Торели догадывался, что султан где-нибудь здесь, поблизости. Каждый раз перед его приездом появлялось много новых людей, высматривающих, выспрашивающих и вынюхивающих все вокруг, потом появлялась и личная вооруженная стража. Вот уже два дня, как мамелюки наводнили лагерь.
– Про какого сына вы изволите говорить, господин? – спросил поэт.
– Самым любимым сыном султана был Душхан. И вот он неожиданно умер. Все знают, нечего скрывать и от тебя, что Душхана родила жемчужина султанского гарема – красивейшая из земных женщин. Когда султан увидел, что лучшая его наложница забеременела, отдал ее рабу своему Акашмолку в жены. Значит, Душхан родился как бы сыном Акашмолка. Но все знали, что она родила через шесть месяцев после свадьбы. Да и ребенок, когда подрос, сделался вылитым Джелал-эд-Дином. Султан любил его больше всех своих законных детей. Султан не чаял в нем души, и вот любимец неожиданно скончался. Врачи не сумели помочь больному мальчику, и Джелал-эд-Дин велел зарубить всех врачей.
– Но может быть, врачи не виноваты?
– Э… В гневе султан не знает ни виноватых, ни правых. В этом его, в этом и наша беда. – Несеви тяжело вздохнул. – Сейчас султан не помнит ни времени, ни самого себя. Он не отходит от тела сына, все время плачет и скрежещет зубами.

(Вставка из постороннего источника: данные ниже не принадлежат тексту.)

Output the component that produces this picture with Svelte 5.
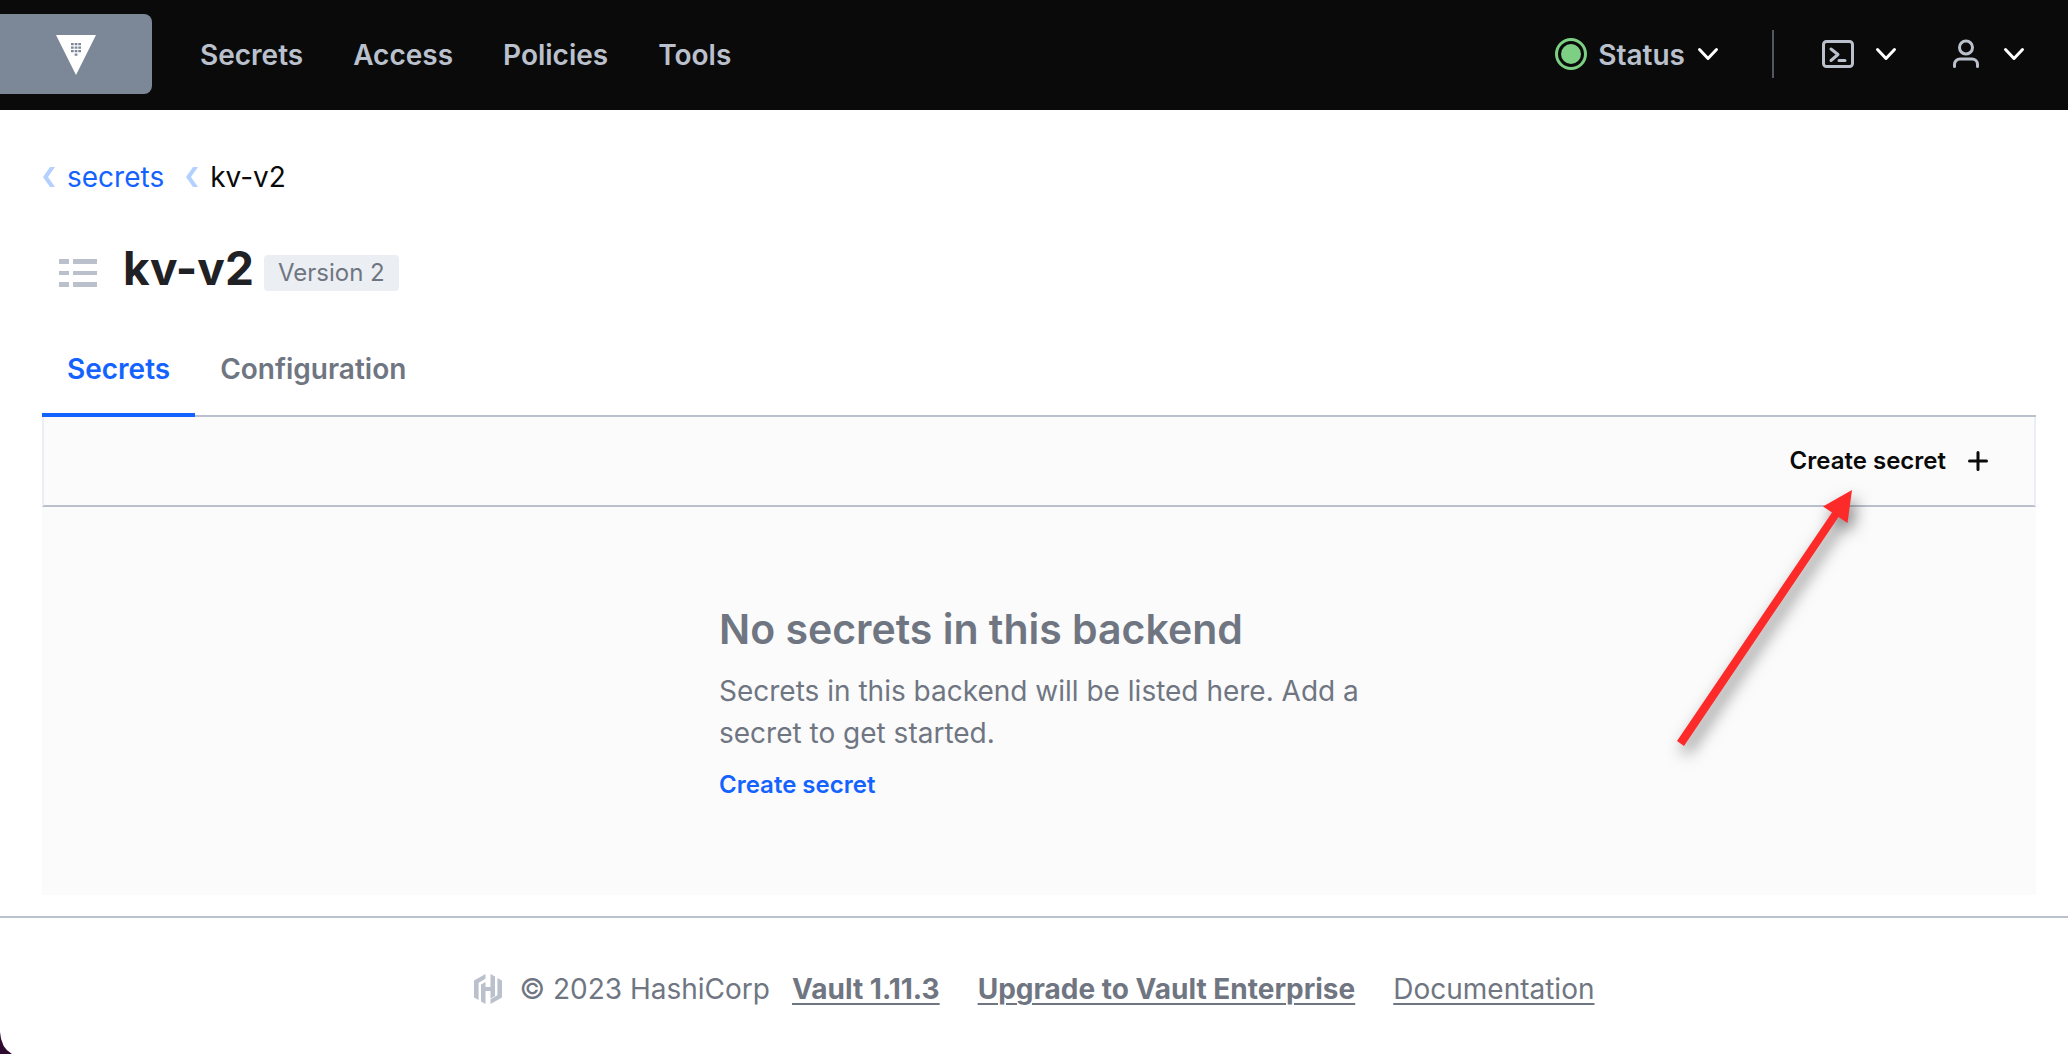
<script>
  const navItems = ['Secrets', 'Access', 'Policies', 'Tools'];
  const tabs = ['Secrets', 'Configuration'];
  let activeTab = $state('Secrets');
</script>

{#snippet chevron()}
  <svg class="chevron" viewBox="0 0 24 24" aria-hidden="true">
    <path d="M3.500 7.500 12 16.500 20.500 7.500" fill="none" stroke="#fff" stroke-width="3" stroke-linecap="round" stroke-linejoin="round" />
  </svg>
{/snippet}

{#snippet crumbMark()}
  <svg class="crumb-mark" viewBox="0 0 12 20" aria-hidden="true">
    <path d="M7 0h5L5 10l7 10H7L0 10z" fill="#b3d0ff" />
  </svg>
{/snippet}

<div class="page">
  <header class="topbar">
    <a class="brand" href="#home" aria-label="Vault home">
      <svg viewBox="0 0 40 40" aria-hidden="true">
        <path d="M0 0h40L20 40z" fill="#fff" />
        <path
          d="M15 8h2.700v2.300H15zM18.700 8h2.700v2.300h-2.700zM22.300 8H25v2.300h-2.700zM15 11.500h2.700v2.300H15zM18.700 11.500h2.700v2.300h-2.700zM22.300 11.500H25v2.300h-2.700zM15 15h2.700v2.300H15zM18.700 15h2.700v2.300h-2.700zM22.300 15H25v2.300h-2.700zM18.700 18.500h2.700v2.300h-2.700z"
          fill="#7c8797"
        />
      </svg>
    </a>
    <nav class="main-nav" aria-label="Main">
      {#each navItems as item}
        <a href="#{item.toLowerCase()}">{item}</a>
      {/each}
    </nav>
    <div class="tools">
      <button class="status" type="button">
        <svg class="dot" viewBox="0 0 32 32" aria-hidden="true">
          <circle cx="16" cy="16" r="14.500" fill="none" stroke="#7dd083" stroke-width="3" />
          <circle cx="16" cy="16" r="10" fill="#7dd083" />
        </svg>
        <span class="status-label">Status</span>
        {@render chevron()}
      </button>
      <span class="divider"></span>
      <button class="icon-button" type="button" aria-label="Console">
        <svg class="glyph" viewBox="0 0 32 32" aria-hidden="true" fill="none" stroke="#bac1cc" stroke-width="3" stroke-linecap="round" stroke-linejoin="round">
          <rect x="1.500" y="3.500" width="29" height="25" rx="3" />
          <path d="M9 11l7 5.500-7 6M17 22.500h6" />
        </svg>
        {@render chevron()}
      </button>
      <button class="icon-button" type="button" aria-label="User menu">
        <svg class="glyph" viewBox="0 0 32 32" aria-hidden="true" fill="none" stroke="#bac1cc" stroke-width="3" stroke-linecap="round">
          <circle cx="16" cy="9.500" r="6.500" />
          <path d="M4.500 28.500v-2a5.500 5.500 0 0 1 5.500-5.500h12a5.500 5.500 0 0 1 5.500 5.500v2" />
        </svg>
        {@render chevron()}
      </button>
    </div>
  </header>

  <main>
    <nav class="crumbs" aria-label="Breadcrumb">
      {@render crumbMark()}
      <a href="#secrets">secrets</a>
      {@render crumbMark()}
      <span>kv-v2</span>
    </nav>

    <div class="heading">
      <svg class="list-icon" viewBox="0 0 38 28" aria-hidden="true" fill="#bac1cc">
        <path d="M0 0h10v5H0zM14 0h24v5H14zM0 12h10v4H0zM14 12h24v4H14zM0 23h10v5H0zM14 23h24v5H14z" />
      </svg>
      <h1>kv-v2</h1>
      <span class="badge">Version 2</span>
    </div>

    <div class="tabs" role="tablist">
      {#each tabs as tab}
        <button type="button" role="tab" aria-selected={activeTab === tab} class:active={activeTab === tab} onclick={() => (activeTab = tab)}>{tab}</button>
      {/each}
    </div>

    <div class="toolbar">
      <a class="create" href="#create">
        Create secret
        <svg viewBox="0 0 20 20" aria-hidden="true">
          <path d="M10 1.500v17M1.500 10h17" stroke="#0a0a0a" stroke-width="3" stroke-linecap="round" />
        </svg>
      </a>
      <svg class="arrow" viewBox="0 0 180 260" aria-hidden="true">
        <path d="M177 0l-4.500 33-9-6L9 256l-7-5L157 22.500l-9-6z" fill="#fd2a2a" />
      </svg>
    </div>

    <section class="empty">
      <div class="message">
        <h2>No secrets in this backend</h2>
        <p>Secrets in this backend will be listed here. Add a secret to get started.</p>
        <a href="#create">Create secret</a>
      </div>
    </section>
  </main>

  <footer>
    <svg class="hashi" viewBox="0 0 28 30" aria-hidden="true" fill="#bac1cc">
      <path d="M11.500 0v4.700L4.600 8.700v17.200L0 23.400V6.600zM11.500 8v5h5V0L21 2.600v19.300l-4.500 2.600V17h-5v13L7 27.400V10.600zM23.400 4.100 28 6.600v16.800L16.500 30v-4.700l6.900-4z" />
    </svg>
    <span class="copyright">© 2023 HashiCorp</span>
    <a class="strong" href="#version">Vault 1.11.3</a>
    <a class="strong" href="#upgrade">Upgrade to Vault Enterprise</a>
    <a href="#docs">Documentation</a>
  </footer>
  <svg class="corner" viewBox="0 0 12 22" aria-hidden="true">
    <path d="M0 0v22h12Q1 16 0 0z" fill="#2f0a30" />
  </svg>
</div>

<style>
  :global(body) {
    margin: 0;
    background: #fff;
  }
  .page {
    position: relative;
    display: flex;
    flex-direction: column;
    min-height: 100vh;
    font-family: Inter, 'Liberation Sans', sans-serif;
    font-size: 28px;
    line-height: 42px;
    color: #0a0a0a;
  }
  .page :global(svg) {
    display: block;
    flex: none;
  }
  a {
    color: inherit;
    text-decoration: none;
  }
  button {
    font: inherit;
    color: inherit;
    background: none;
    border: 0;
    padding: 0;
    cursor: pointer;
  }
  h1,
  h2,
  p {
    margin: 0;
  }

  .topbar {
    display: flex;
    align-items: center;
    height: 110px;
    padding: 0 42px 2px 0;
    box-sizing: border-box;
    background: #0a0a0a;
    color: #bac1cc;
    font-weight: 600;
  }
  .brand {
    display: flex;
    align-items: center;
    justify-content: center;
    width: 152px;
    height: 80px;
    padding-top: 2px;
    box-sizing: border-box;
    border-radius: 0 8px 8px 0;
    background: #7c8797;
  }
  .brand svg {
    width: 40px;
    height: 40px;
  }
  .main-nav {
    display: flex;
    gap: 50px;
    margin-left: 48px;
    padding-top: 2px;
  }
  .tools {
    display: flex;
    align-items: center;
    margin-left: auto;
  }
  .status,
  .icon-button {
    display: flex;
    align-items: center;
  }
  .status {
    gap: 11px;
  }
  .status-label {
    padding-top: 2px;
  }
  .dot,
  .glyph {
    width: 32px;
    height: 32px;
  }
  .chevron {
    width: 24px;
    height: 24px;
  }
  .divider {
    width: 2px;
    height: 48px;
    margin: 0 48px 0 52px;
    background: #525761;
  }
  .icon-button {
    gap: 20px;
  }
  .icon-button + .icon-button {
    margin-left: 52px;
  }

  main {
    flex: 1;
    padding: 46px 32px 21px 42px;
  }
  .crumbs {
    display: flex;
    align-items: center;
    padding-left: 1px;
  }
  .crumb-mark {
    width: 12px;
    height: 20px;
    margin-right: 12px;
  }
  .crumbs a {
    color: #1563ff;
    margin-right: 22px;
  }
  .heading {
    display: flex;
    align-items: center;
    margin-top: 40px;
    padding-left: 17px;
  }
  .list-icon {
    width: 38px;
    height: 28px;
    margin-right: 26px;
  }
  h1 {
    padding-bottom: 10px;
    font-size: 46px;
    line-height: 60px;
    font-weight: 700;
    color: #1f2124;
  }
  .badge {
    margin-left: 10px;
    padding: 0 14px;
    border-radius: 4px;
    background: #ebeef2;
    color: #6f7682;
    font-size: 24px;
    line-height: 36px;
  }
  .tabs {
    display: flex;
    margin-top: 17px;
    border-bottom: 2px solid #bac1cc;
  }
  .tabs button {
    height: 92px;
    margin-bottom: -2px;
    padding: 0 25px;
    border-bottom: 4px solid transparent;
    font-weight: 600;
    color: #6f7682;
  }
  .tabs .active {
    color: #1563ff;
    border-color: #1563ff;
  }
  .toolbar {
    position: relative;
    display: flex;
    align-items: center;
    justify-content: flex-end;
    height: 88px;
    padding-right: 46px;
    border: solid #ebeef2;
    border-width: 0 2px;
    border-bottom: 2px solid #bac1cc;
    background: #fbfbfb;
  }
  .create {
    display: flex;
    align-items: center;
    gap: 22px;
    font-size: 24px;
    font-weight: 600;
  }
  .create svg {
    width: 20px;
    height: 20px;
  }
  .arrow {
    position: absolute;
    top: 73px;
    right: 179px;
    width: 180px;
    height: 260px;
    overflow: visible;
    filter: drop-shadow(4px 8px 8px rgb(0 0 0 / 0.5));
    pointer-events: none;
  }
  .empty {
    display: flex;
    justify-content: center;
    padding: 95px 0 92px;
    background: #fbfbfb;
    color: #6f7682;
  }
  .message {
    width: 640px;
  }
  h2 {
    font-size: 41px;
    line-height: 54px;
    font-weight: 600;
    margin-bottom: 14px;
  }
  .message a {
    display: block;
    margin-top: 13px;
    color: #1563ff;
    font-size: 24px;
    line-height: 36px;
    font-weight: 600;
  }

  footer {
    display: flex;
    align-items: center;
    justify-content: center;
    padding: 50px 0 44px;
    border-top: 2px solid #bac1cc;
    color: #6f7682;
  }
  .hashi {
    width: 28px;
    height: 30px;
    margin-right: 18px;
  }
  .copyright {
    margin-right: 22px;
  }
  footer a {
    text-decoration: underline;
    text-decoration-thickness: 2px;
    text-underline-offset: 4px;
  }
  footer .strong {
    margin-right: 38px;
    font-weight: 700;
  }
  .corner {
    position: absolute;
    left: 0;
    bottom: 0;
    width: 12px;
    height: 22px;
  }
</style>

Несеви пододвинул книгу к Торели.
– Неудачи султана, превратности судьбы ввергли меня в раздумье. Ты поэт и знаешь, что ничем нельзя так облегчить душу, как высказав свою печаль другим. Если же человек изольет свою душу в стихах, то это еще лучше. Ты сейчас удивишься и, может быть, даже подумаешь что твой хозяин выжил из ума. Но удивляться нечему. Иные топят свое горе в вине, стараются забыться в кутежах и развлечениях. Другие ищут забвения в чтении книг, третьи пишут сами.
Эти стихи я пишу для себя. Я не хочу, чтобы они ходили по свету. Наше время богато настоящими поэтами. Кого же я удивил бы моими беспомощными худосочными творениями. Слова в стихах должны звенеть как сабли, состукивающиеся в бою, а мои стихи похожи, верно, на скрип покривившегося колеса. Но все же ты, как поэт, знаешь, что если уж человек занимается стихоплетством то непременно рано или поздно он покажет кому-нибудь свои каракули. Я первому и последнему хочу показать стихи тебе, Торели. Ты будешь их первый ценитель. Ты прочитаешь эту книгу и скажешь, чего стоит это мое увлечение, оправдано ли чем-нибудь появление этих стихов на свет, кроме того, что они утоляют мою печаль в то время, когда я их сочиняю.